What to work on =
All of the data should be output character for character, except the pictures.

Supplied material =
=====

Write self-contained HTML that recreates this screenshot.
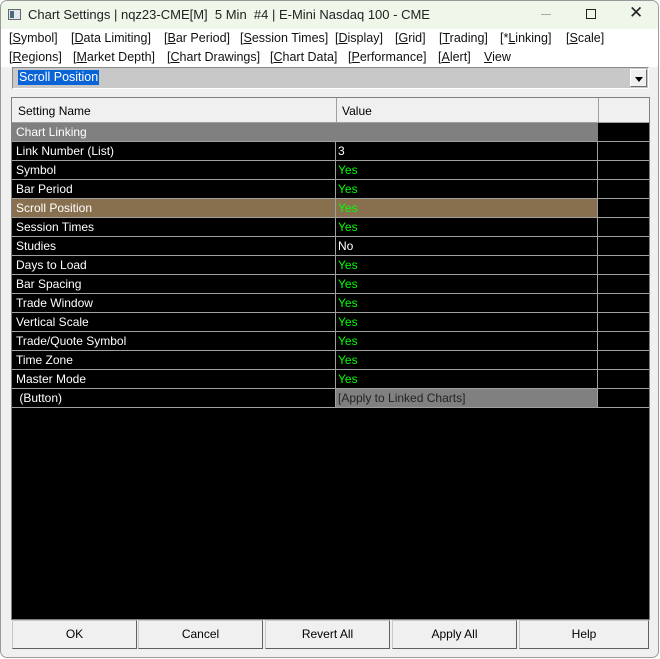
<!DOCTYPE html>
<html><head><style>
*{margin:0;padding:0;box-sizing:border-box}
body{width:660px;height:659px;background:#fff;font-family:"Liberation Sans",sans-serif;position:relative;overflow:hidden}
.win{position:absolute;left:0;top:0;width:659px;height:658px;background:#f0f0f0;border:1px solid #9a9a9a;border-radius:7px;overflow:hidden}
.title{position:absolute;left:0;top:0;width:100%;height:28px;background:#eef7e9;font-size:13px;color:#222}
.menu{position:absolute;left:0;top:28px;width:100%;height:38px;background:#fff;font-size:12.5px;color:#111}
.menu span{position:absolute;white-space:nowrap}
u{text-decoration:underline}
.abs{position:absolute}
.row{position:absolute;left:11px;width:637px;height:19px;font-size:12px;color:#fff;border-bottom:1px solid #a0a0a0}
.row div{position:absolute;top:0;height:18px;line-height:18px;white-space:nowrap}
.c1{left:0;width:324px;padding-left:4px;border-right:1px solid #a0a0a0}
.c2{left:324px;width:262px;padding-left:2px;border-right:1px solid #a0a0a0}
.c3{left:586px;width:51px}
.g{color:#00ff00}
.btn{position:absolute;top:619px;height:29px;width:125px;background:#f0f0f0;border:1px solid #c8c8c8;border-right-color:#606060;border-bottom-color:#606060;font-size:12px;text-align:center;line-height:27px;color:#000}
</style></head><body>
<div class="win">
<div class="title">
 <div class="abs" style="left:7px;top:8px;width:13px;height:11px;border:1px solid #666;background:#dfe8ef"><div class="abs" style="left:1px;top:1px;width:4px;height:7px;background:#4a6a7a"></div></div>
 <div class="abs" style="left:27px;top:6px;white-space:nowrap">Chart Settings | nqz23-CME[M]&nbsp; 5 Min&nbsp; #4 | E-Mini Nasdaq 100 - CME</div>
 <div class="abs" style="left:540px;top:13px;width:10px;height:1px;background:#aaa"></div>
 <div class="abs" style="left:585px;top:8px;width:10px;height:10px;border:1px solid #222"></div>
 <div class="abs" style="left:628px;top:2px;font-size:17px">✕</div>
</div>
<div class="menu">
 <span style="left:8px;top:2px">[<u>S</u>ymbol]</span>
 <span style="left:70px;top:2px">[<u>D</u>ata Limiting]</span>
 <span style="left:163px;top:2px">[<u>B</u>ar Period]</span>
 <span style="left:239px;top:2px">[<u>S</u>ession Times]</span>
 <span style="left:334px;top:2px">[<u>D</u>isplay]</span>
 <span style="left:394px;top:2px">[<u>G</u>rid]</span>
 <span style="left:438px;top:2px">[<u>T</u>rading]</span>
 <span style="left:499px;top:2px">[*<u>L</u>inking]</span>
 <span style="left:565px;top:2px">[<u>S</u>cale]</span>
 <span style="left:8px;top:21px">[<u>R</u>egions]</span>
 <span style="left:72px;top:21px">[<u>M</u>arket Depth]</span>
 <span style="left:166px;top:21px">[<u>C</u>hart Drawings]</span>
 <span style="left:269px;top:21px">[<u>C</u>hart Data]</span>
 <span style="left:347px;top:21px">[<u>P</u>erformance]</span>
 <span style="left:437px;top:21px">[<u>A</u>lert]</span>
 <span style="left:483px;top:21px"><u>V</u>iew</span>
</div>
<div class="abs" style="left:11px;top:66px;width:637px;height:22px;border:1px solid #8a8a8a;border-right-color:#fff;border-bottom-color:#fff;background:#c8c8c8">
 <div class="abs" style="left:5px;top:2px;height:15px;background:#0a64d8;color:#fff;font-size:12.5px;line-height:15px;padding:0 1px">Scroll Position</div>
 <div class="abs" style="right:1px;top:1px;width:17px;height:18px;background:#f0f0f0;border:1px solid #fff;border-right-color:#707070;border-bottom-color:#707070"><div class="abs" style="left:4px;top:7px;width:0;height:0;border-left:4px solid transparent;border-right:4px solid transparent;border-top:5px solid #000"></div></div>
</div>
<div class="abs" style="left:10px;top:96px;width:639px;height:523px;background:#000;border:1px solid #808080"></div>
<div class="abs" style="left:11px;top:97px;width:637px;height:25px;background:#f0f0f0;font-size:12px;color:#000;border-bottom:1px solid #a0a0a0">
 <div class="abs" style="left:6px;top:6px">Setting Name</div>
 <div class="abs" style="left:324px;top:0;width:1px;height:25px;background:#a0a0a0"></div>
 <div class="abs" style="left:330px;top:6px">Value</div>
 <div class="abs" style="left:586px;top:0;width:1px;height:25px;background:#a0a0a0"></div>
</div>
<div class="row" style="top:122px"><div class="c1" style="width:586px;background:#808080;border-right:none">Chart Linking</div><div class="c3"></div></div>
<div class="row" style="top:141px"><div class="c1">Link Number (List)</div><div class="c2">3</div><div class="c3"></div></div>
<div class="row" style="top:160px"><div class="c1">Symbol</div><div class="c2 g">Yes</div><div class="c3"></div></div>
<div class="row" style="top:179px"><div class="c1">Bar Period</div><div class="c2 g">Yes</div><div class="c3"></div></div>
<div class="row" style="top:198px"><div class="c1" style="background:#88704e">Scroll Position</div><div class="c2 g" style="background:#88704e">Yes</div><div class="c3"></div></div>
<div class="row" style="top:217px"><div class="c1">Session Times</div><div class="c2 g">Yes</div><div class="c3"></div></div>
<div class="row" style="top:236px"><div class="c1">Studies</div><div class="c2">No</div><div class="c3"></div></div>
<div class="row" style="top:255px"><div class="c1">Days to Load</div><div class="c2 g">Yes</div><div class="c3"></div></div>
<div class="row" style="top:274px"><div class="c1">Bar Spacing</div><div class="c2 g">Yes</div><div class="c3"></div></div>
<div class="row" style="top:293px"><div class="c1">Trade Window</div><div class="c2 g">Yes</div><div class="c3"></div></div>
<div class="row" style="top:312px"><div class="c1">Vertical Scale</div><div class="c2 g">Yes</div><div class="c3"></div></div>
<div class="row" style="top:331px"><div class="c1">Trade/Quote Symbol</div><div class="c2 g">Yes</div><div class="c3"></div></div>
<div class="row" style="top:350px"><div class="c1">Time Zone</div><div class="c2 g">Yes</div><div class="c3"></div></div>
<div class="row" style="top:369px"><div class="c1">Master Mode</div><div class="c2 g">Yes</div><div class="c3"></div></div>
<div class="row" style="top:388px"><div class="c1">&nbsp;(Button)</div><div class="c2" style="background:#808080;color:#222">[Apply to Linked Charts]</div><div class="c3"></div></div>
<div class="btn" style="left:11px">OK</div>
<div class="btn" style="left:137px">Cancel</div>
<div class="btn" style="left:264px">Revert All</div>
<div class="btn" style="left:391px">Apply All</div>
<div class="btn" style="left:518px;width:130px">Help</div>
</div>
</body></html>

=====

Problem solution =
Write self-contained HTML that recreates this screenshot.
<!DOCTYPE html>
<html><head><style>
*{margin:0;padding:0;box-sizing:border-box}
body{width:660px;height:659px;background:#fff;font-family:"Liberation Sans",sans-serif;position:relative;overflow:hidden}
.win{position:absolute;left:0;top:0;width:659px;height:658px;background:#f0f0f0;border:1px solid #9a9a9a;border-radius:7px;overflow:hidden}
.title{position:absolute;left:0;top:0;width:100%;height:28px;background:#eef7e9;font-size:13px;color:#222}
.menu{position:absolute;left:0;top:28px;width:100%;height:38px;background:#fff;font-size:12.5px;color:#111}
.menu span{position:absolute;white-space:nowrap}
u{text-decoration:underline}
.abs{position:absolute}
.row{position:absolute;left:11px;width:637px;height:19px;font-size:12px;color:#fff;border-bottom:1px solid #a0a0a0}
.row div{position:absolute;top:0;height:18px;line-height:18px;white-space:nowrap}
.c1{left:0;width:324px;padding-left:4px;border-right:1px solid #a0a0a0}
.c2{left:324px;width:262px;padding-left:2px;border-right:1px solid #a0a0a0}
.c3{left:586px;width:51px}
.g{color:#00ff00}
.btn{position:absolute;top:619px;height:29px;width:125px;background:#f0f0f0;border:1px solid #c8c8c8;border-right-color:#606060;border-bottom-color:#606060;font-size:12px;text-align:center;line-height:27px;color:#000}
</style></head><body>
<div class="win">
<div class="title">
 <div class="abs" style="left:7px;top:8px;width:13px;height:11px;border:1px solid #666;background:#dfe8ef"><div class="abs" style="left:1px;top:1px;width:4px;height:7px;background:#4a6a7a"></div></div>
 <div class="abs" style="left:27px;top:6px;white-space:nowrap">Chart Settings | nqz23-CME[M]&nbsp; 5 Min&nbsp; #4 | E-Mini Nasdaq 100 - CME</div>
 <div class="abs" style="left:540px;top:13px;width:10px;height:1px;background:#aaa"></div>
 <div class="abs" style="left:585px;top:8px;width:10px;height:10px;border:1px solid #222"></div>
 <div class="abs" style="left:628px;top:2px;font-size:17px">✕</div>
</div>
<div class="menu">
 <span style="left:8px;top:2px">[<u>S</u>ymbol]</span>
 <span style="left:70px;top:2px">[<u>D</u>ata Limiting]</span>
 <span style="left:163px;top:2px">[<u>B</u>ar Period]</span>
 <span style="left:239px;top:2px">[<u>S</u>ession Times]</span>
 <span style="left:334px;top:2px">[<u>D</u>isplay]</span>
 <span style="left:394px;top:2px">[<u>G</u>rid]</span>
 <span style="left:438px;top:2px">[<u>T</u>rading]</span>
 <span style="left:499px;top:2px">[*<u>L</u>inking]</span>
 <span style="left:565px;top:2px">[<u>S</u>cale]</span>
 <span style="left:8px;top:21px">[<u>R</u>egions]</span>
 <span style="left:72px;top:21px">[<u>M</u>arket Depth]</span>
 <span style="left:166px;top:21px">[<u>C</u>hart Drawings]</span>
 <span style="left:269px;top:21px">[<u>C</u>hart Data]</span>
 <span style="left:347px;top:21px">[<u>P</u>erformance]</span>
 <span style="left:437px;top:21px">[<u>A</u>lert]</span>
 <span style="left:483px;top:21px"><u>V</u>iew</span>
</div>
<div class="abs" style="left:11px;top:66px;width:637px;height:22px;border:1px solid #8a8a8a;border-right-color:#fff;border-bottom-color:#fff;background:#c8c8c8">
 <div class="abs" style="left:5px;top:2px;height:15px;background:#0a64d8;color:#fff;font-size:12.5px;line-height:15px;padding:0 1px">Scroll Position</div>
 <div class="abs" style="right:1px;top:1px;width:17px;height:18px;background:#f0f0f0;border:1px solid #fff;border-right-color:#707070;border-bottom-color:#707070"><div class="abs" style="left:4px;top:7px;width:0;height:0;border-left:4px solid transparent;border-right:4px solid transparent;border-top:5px solid #000"></div></div>
</div>
<div class="abs" style="left:10px;top:96px;width:639px;height:523px;background:#000;border:1px solid #808080"></div>
<div class="abs" style="left:11px;top:97px;width:637px;height:25px;background:#f0f0f0;font-size:12px;color:#000;border-bottom:1px solid #a0a0a0">
 <div class="abs" style="left:6px;top:6px">Setting Name</div>
 <div class="abs" style="left:324px;top:0;width:1px;height:25px;background:#a0a0a0"></div>
 <div class="abs" style="left:330px;top:6px">Value</div>
 <div class="abs" style="left:586px;top:0;width:1px;height:25px;background:#a0a0a0"></div>
</div>
<div class="row" style="top:122px"><div class="c1" style="width:586px;background:#808080;border-right:none">Chart Linking</div><div class="c3"></div></div>
<div class="row" style="top:141px"><div class="c1">Link Number (List)</div><div class="c2">3</div><div class="c3"></div></div>
<div class="row" style="top:160px"><div class="c1">Symbol</div><div class="c2 g">Yes</div><div class="c3"></div></div>
<div class="row" style="top:179px"><div class="c1">Bar Period</div><div class="c2 g">Yes</div><div class="c3"></div></div>
<div class="row" style="top:198px"><div class="c1" style="background:#88704e">Scroll Position</div><div class="c2 g" style="background:#88704e">Yes</div><div class="c3"></div></div>
<div class="row" style="top:217px"><div class="c1">Session Times</div><div class="c2 g">Yes</div><div class="c3"></div></div>
<div class="row" style="top:236px"><div class="c1">Studies</div><div class="c2">No</div><div class="c3"></div></div>
<div class="row" style="top:255px"><div class="c1">Days to Load</div><div class="c2 g">Yes</div><div class="c3"></div></div>
<div class="row" style="top:274px"><div class="c1">Bar Spacing</div><div class="c2 g">Yes</div><div class="c3"></div></div>
<div class="row" style="top:293px"><div class="c1">Trade Window</div><div class="c2 g">Yes</div><div class="c3"></div></div>
<div class="row" style="top:312px"><div class="c1">Vertical Scale</div><div class="c2 g">Yes</div><div class="c3"></div></div>
<div class="row" style="top:331px"><div class="c1">Trade/Quote Symbol</div><div class="c2 g">Yes</div><div class="c3"></div></div>
<div class="row" style="top:350px"><div class="c1">Time Zone</div><div class="c2 g">Yes</div><div class="c3"></div></div>
<div class="row" style="top:369px"><div class="c1">Master Mode</div><div class="c2 g">Yes</div><div class="c3"></div></div>
<div class="row" style="top:388px"><div class="c1">&nbsp;(Button)</div><div class="c2" style="background:#808080;color:#222">[Apply to Linked Charts]</div><div class="c3"></div></div>
<div class="btn" style="left:11px">OK</div>
<div class="btn" style="left:137px">Cancel</div>
<div class="btn" style="left:264px">Revert All</div>
<div class="btn" style="left:391px">Apply All</div>
<div class="btn" style="left:518px;width:130px">Help</div>
</div>
</body></html>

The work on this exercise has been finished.